Kazuhisa Ishii's wildness gives you good reason to think that he's a pitcher more lucky than good.

Still, it turns out that there's much more going on with Ishii than his addiction to Ball 4.

Ishii has walked 30 batters in 40 innings - sufficient to drive a guy like me batty. However, Ishii has allowed only 15 runs this season, putting him in the National League top 10 with a 2.76 ERA and violating the precept that all his walks will burn him to a crisp.

Something is going very, very right for Ishii this year - and this is what it is. When opponents actually do swing their bats, Ishii is working some bigtime voodoo on them.

This season, against Ishii, opponents are:

--batting only .213 overall

--slugging only .281 overall

--batting only .140 with runners in scoring position

--slugging only .186 with runners in scoring position.

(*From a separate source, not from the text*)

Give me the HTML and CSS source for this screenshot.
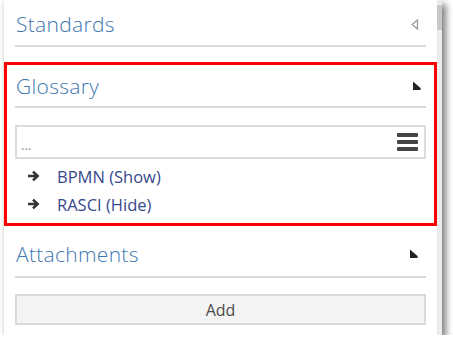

In 45 2/3 innings this season, Ishii has allowed three doubles, a triple and two home runs - an average of 1.2 extra-base hits per nine innings and less than one extra-base hit per start.

His slugging percentage allowed is the lowest in the National League. Here are the major league leaders:

2003 Slugging Percentage Allowed, Starting Pitchers
.267 Esteban Loaiza, Chicago White Sox
.277 Tim Hudson, Oakland
.278 Ishii
.279 Zach Day, Montreal
.288 Brett Myers, Philadelphia
.294 Pedro Martinez, Boston
.295 Mark Prior, Chicago
.301 Mike Mussina, New York Yankees

These stats threaten to write over our image of Ishii as someone who has no control with a new image of someone who forces hitters to beat him with his best pitch, no matter what. Ishii may be walking guys, but so far this season, they can't get around the bases.

Imagine - from now on, perhaps we will no longer cry like a baby every time we see Ishii walk a batter. (Well, maybe I'll cry just a little - after all, I am a baby.) Instead, we can just be looking for him to keep working that no-extra-base hit magic.

In fact, my view of Ishii has almost completely turned around.

Beware, though. It could turn right back.

In 2002, Ishii allowed only two home runs before May 31 - same as in 2003. After May 31, however, Ishii allowed 18 home runs. The walks remained relatively constant, so it wasn't as if the homers were a substitute for the walks. Ishii's strikeouts remained strong throughout 2002 as well - in the neighborhood of eight per nine innings. For whatever reason, though, hitters started muscling up on Ishii around summertime.

Ishii is back at 7.9 strikeouts per nine innings this year, but you have to remain skeptical that Ishii can keep the batting averages and slugging percentages of his opponents at this 2003 microscopic level. It's hard to believe that at some point, those walks won't burn him yet.

But this analysis has given me something new to look at. For a while, at least, it may be more interesting to see what happens when opponents swing the bat against Ishii than what happens when they don't.